## begin SOURCE MATERIAL
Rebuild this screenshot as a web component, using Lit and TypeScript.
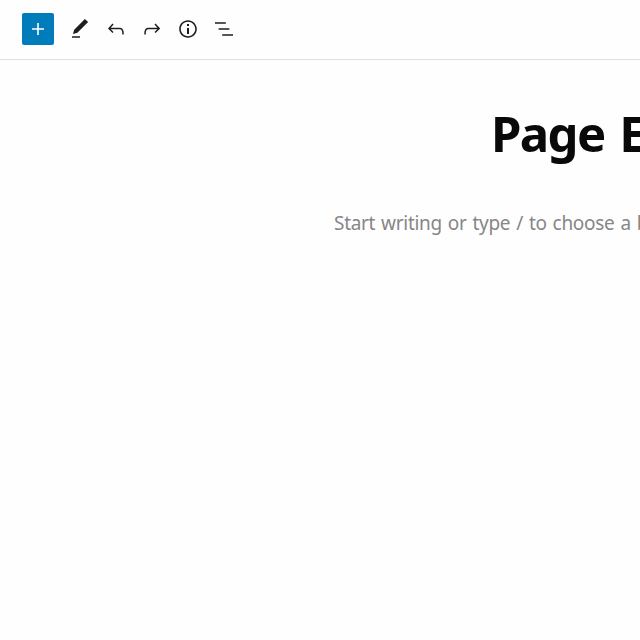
import { LitElement, html, css, svg } from "lit";

const icon = (paths: unknown) =>
  html`<svg class="icon" viewBox="0 0 24 24" width="24" height="24" aria-hidden="true">${paths}</svg>`;

class EditorToolbar extends LitElement {
  static styles = css`
    :host { display: flex; align-items: center; height: 60px; padding: 0 0 1px 22px; border-bottom: 1px solid #e0e0e0; background: #fefefe; flex: none; box-sizing: border-box; }
    .bar { display: flex; align-items: center; gap: 8px; }
    button { border: 0; padding: 0; margin: 0; background: none; color: #1e1e1e; width: 28px; height: 32px; display: flex; align-items: center; justify-content: center; }
    .add { width: 32px; background: #007cba; color: #fff; border-radius: 2px; margin-right: 4px; }
    .icon { fill: currentColor; display: block; flex: none; }
  `;
  render() {
    return html`<div class="bar">
      <button class="add" aria-label="Add block">${icon(svg`<path d="M18 11.2h-5.2V6h-1.6v5.2H6v1.6h5.2V18h1.6v-5.2H18z"/>`)}</button>
      <button aria-label="Tools">${icon(svg`<path d="M20.1 5.1L16.9 2 6.2 12.7l-1.3 4.4 4.5-1.3L20.1 5.1zM4 20.8h8v-1.5H4v1.5z"/>`)}</button>
      <button aria-label="Undo">${icon(svg`<path d="M18.3 11.7c-.6-.6-1.4-.9-2.3-.9H6.7l2.9-3.3-1.1-1-4.5 5L8.5 16l1-1-2.7-2.7H16c.5 0 .9.2 1.3.5 1 1 1 3.4 1 4.5v.3h1.5v-.2c0-1.5 0-4.3-1.5-5.7z"/>`)}</button>
      <button aria-label="Redo">${icon(svg`<path d="M15.6 6.5l-1.1 1 2.9 3.3H8c-.9 0-1.7.3-2.3.9-1.4 1.5-1.4 4.2-1.4 5.6v.2h1.5v-.3c0-1.1 0-3.5 1-4.5.3-.3.7-.5 1.3-.5h9.2L14.5 15l1.1 1.1 4.6-4.6-4.6-5z"/>`)}</button>
      <button aria-label="Details">${icon(svg`<path d="M12 3.2c-4.8 0-8.8 3.9-8.8 8.8 0 4.8 3.9 8.8 8.8 8.8 4.8 0 8.8-3.9 8.8-8.8 0-4.8-4-8.8-8.8-8.8zm0 16c-4 0-7.2-3.3-7.2-7.2C4.8 8 8 4.8 12 4.8s7.2 3.3 7.2 7.2c0 4-3.2 7.2-7.2 7.2zM11 17h2v-6h-2v6zm0-8h2V7h-2v2z" fill-rule="evenodd"/>`)}</button>
      <button aria-label="List view">${icon(svg`<path d="M13.8 5.2H3v1.5h10.8V5.2zm-3.6 12v1.5H21v-1.5H10.2zm7.2-6H6.6v1.5h10.8v-1.5z"/>`)}</button>
    </div>`;
  }
}
customElements.define("editor-toolbar", EditorToolbar);

class AppRoot extends LitElement {
  static styles = css`
    :host { display: flex; flex-direction: column; height: 640px; width: 640px; overflow: hidden; background: #fefefe; font-family: "Noto Sans", "Open Sans", sans-serif; }
    main { white-space: nowrap; }
    h1 { margin: 40px 0 0 491px; font-size: 49px; line-height: 66px; font-weight: 700; color: #090909; letter-spacing: -1.6px; word-spacing: 3.5px; }
    p { margin: 41px 0 0 334px; font-size: 19px; line-height: 32px; color: #868686; letter-spacing: -0.3px; word-spacing: 1.3px; }
  `;
  render() {
    return html`<editor-toolbar></editor-toolbar>
      <main><h1>Page Editor</h1><p>Start writing or type / to choose a block</p></main>`;
  }
}
customElements.define("app-root", AppRoot);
## end SOURCE MATERIAL
DIRECTIONS FOR THIS TASK: Make an exact copy of the listing above. Do not include the pictures.

REPLY TO THE TASK:
Rebuild this screenshot as a web component, using Lit and TypeScript.
import { LitElement, html, css, svg } from "lit";

const icon = (paths: unknown) =>
  html`<svg class="icon" viewBox="0 0 24 24" width="24" height="24" aria-hidden="true">${paths}</svg>`;

class EditorToolbar extends LitElement {
  static styles = css`
    :host { display: flex; align-items: center; height: 60px; padding: 0 0 1px 22px; border-bottom: 1px solid #e0e0e0; background: #fefefe; flex: none; box-sizing: border-box; }
    .bar { display: flex; align-items: center; gap: 8px; }
    button { border: 0; padding: 0; margin: 0; background: none; color: #1e1e1e; width: 28px; height: 32px; display: flex; align-items: center; justify-content: center; }
    .add { width: 32px; background: #007cba; color: #fff; border-radius: 2px; margin-right: 4px; }
    .icon { fill: currentColor; display: block; flex: none; }
  `;
  render() {
    return html`<div class="bar">
      <button class="add" aria-label="Add block">${icon(svg`<path d="M18 11.2h-5.2V6h-1.6v5.2H6v1.6h5.2V18h1.6v-5.2H18z"/>`)}</button>
      <button aria-label="Tools">${icon(svg`<path d="M20.1 5.1L16.9 2 6.2 12.7l-1.3 4.4 4.5-1.3L20.1 5.1zM4 20.8h8v-1.5H4v1.5z"/>`)}</button>
      <button aria-label="Undo">${icon(svg`<path d="M18.3 11.7c-.6-.6-1.4-.9-2.3-.9H6.7l2.9-3.3-1.1-1-4.5 5L8.5 16l1-1-2.7-2.7H16c.5 0 .9.2 1.3.5 1 1 1 3.4 1 4.5v.3h1.5v-.2c0-1.5 0-4.3-1.5-5.7z"/>`)}</button>
      <button aria-label="Redo">${icon(svg`<path d="M15.6 6.5l-1.1 1 2.9 3.3H8c-.9 0-1.7.3-2.3.9-1.4 1.5-1.4 4.2-1.4 5.6v.2h1.5v-.3c0-1.1 0-3.5 1-4.5.3-.3.7-.5 1.3-.5h9.2L14.5 15l1.1 1.1 4.6-4.6-4.6-5z"/>`)}</button>
      <button aria-label="Details">${icon(svg`<path d="M12 3.2c-4.8 0-8.8 3.9-8.8 8.8 0 4.8 3.9 8.8 8.8 8.8 4.8 0 8.8-3.9 8.8-8.8 0-4.8-4-8.8-8.8-8.8zm0 16c-4 0-7.2-3.3-7.2-7.2C4.8 8 8 4.8 12 4.8s7.2 3.3 7.2 7.2c0 4-3.2 7.2-7.2 7.2zM11 17h2v-6h-2v6zm0-8h2V7h-2v2z" fill-rule="evenodd"/>`)}</button>
      <button aria-label="List view">${icon(svg`<path d="M13.8 5.2H3v1.5h10.8V5.2zm-3.6 12v1.5H21v-1.5H10.2zm7.2-6H6.6v1.5h10.8v-1.5z"/>`)}</button>
    </div>`;
  }
}
customElements.define("editor-toolbar", EditorToolbar);

class AppRoot extends LitElement {
  static styles = css`
    :host { display: flex; flex-direction: column; height: 640px; width: 640px; overflow: hidden; background: #fefefe; font-family: "Noto Sans", "Open Sans", sans-serif; }
    main { white-space: nowrap; }
    h1 { margin: 40px 0 0 491px; font-size: 49px; line-height: 66px; font-weight: 700; color: #090909; letter-spacing: -1.6px; word-spacing: 3.5px; }
    p { margin: 41px 0 0 334px; font-size: 19px; line-height: 32px; color: #868686; letter-spacing: -0.3px; word-spacing: 1.3px; }
  `;
  render() {
    return html`<editor-toolbar></editor-toolbar>
      <main><h1>Page Editor</h1><p>Start writing or type / to choose a block</p></main>`;
  }
}
customElements.define("app-root", AppRoot);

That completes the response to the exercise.